Something tells me that The Favourite is a movie that will grow on me both with time and repeated viewings the way The Killing of a Sacred Deer did, but it's a problematic movie on many levels, vacillating in tone and approach with uncomfortable frequency. Unlike Lanthimos' two previous English-language movies, it lacks a sure-handed style, which may have been deliberate but leads to unpredictable shifts in mood that leave audiences unsure where to turn for some grounding.
Maybe that's part of the point, though -- that when jealousy, betrayal, disloyalty and violence come into play, nothing's predictable, and what started out as amusing turns shocking with vicious speed.
Most satisfyingly, the movie relegates its male performers to the background, often serving as emotional or sexual props while giving the women of the story the credit for the enormous power they wielded, both over each other and over the world.

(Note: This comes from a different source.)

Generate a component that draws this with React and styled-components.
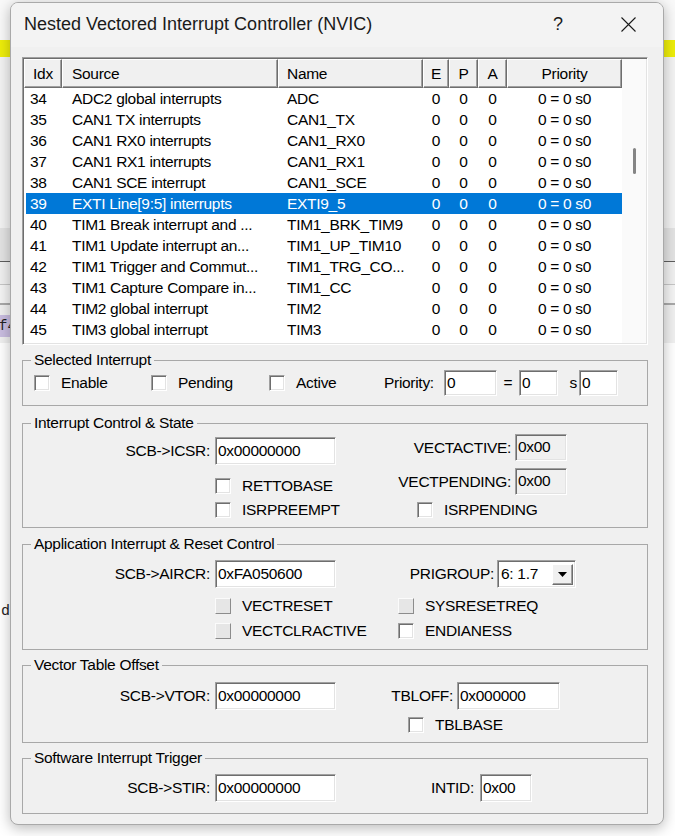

Yes, even as I write this I sense my feelings toward The Favourite are shifting, but I'm not quite sure how. Moment to moment, the movie often doesn't quite work, behaving a little too badly, offering up a little too much merriment amid the hostility, and yet as a whole, especially with a cryptic and disturbing final shot, it lingers. It's going to be a while until I figure out quite what to think about The Favourite, and just as with Lanthimos's previous films, maybe that's a good thing.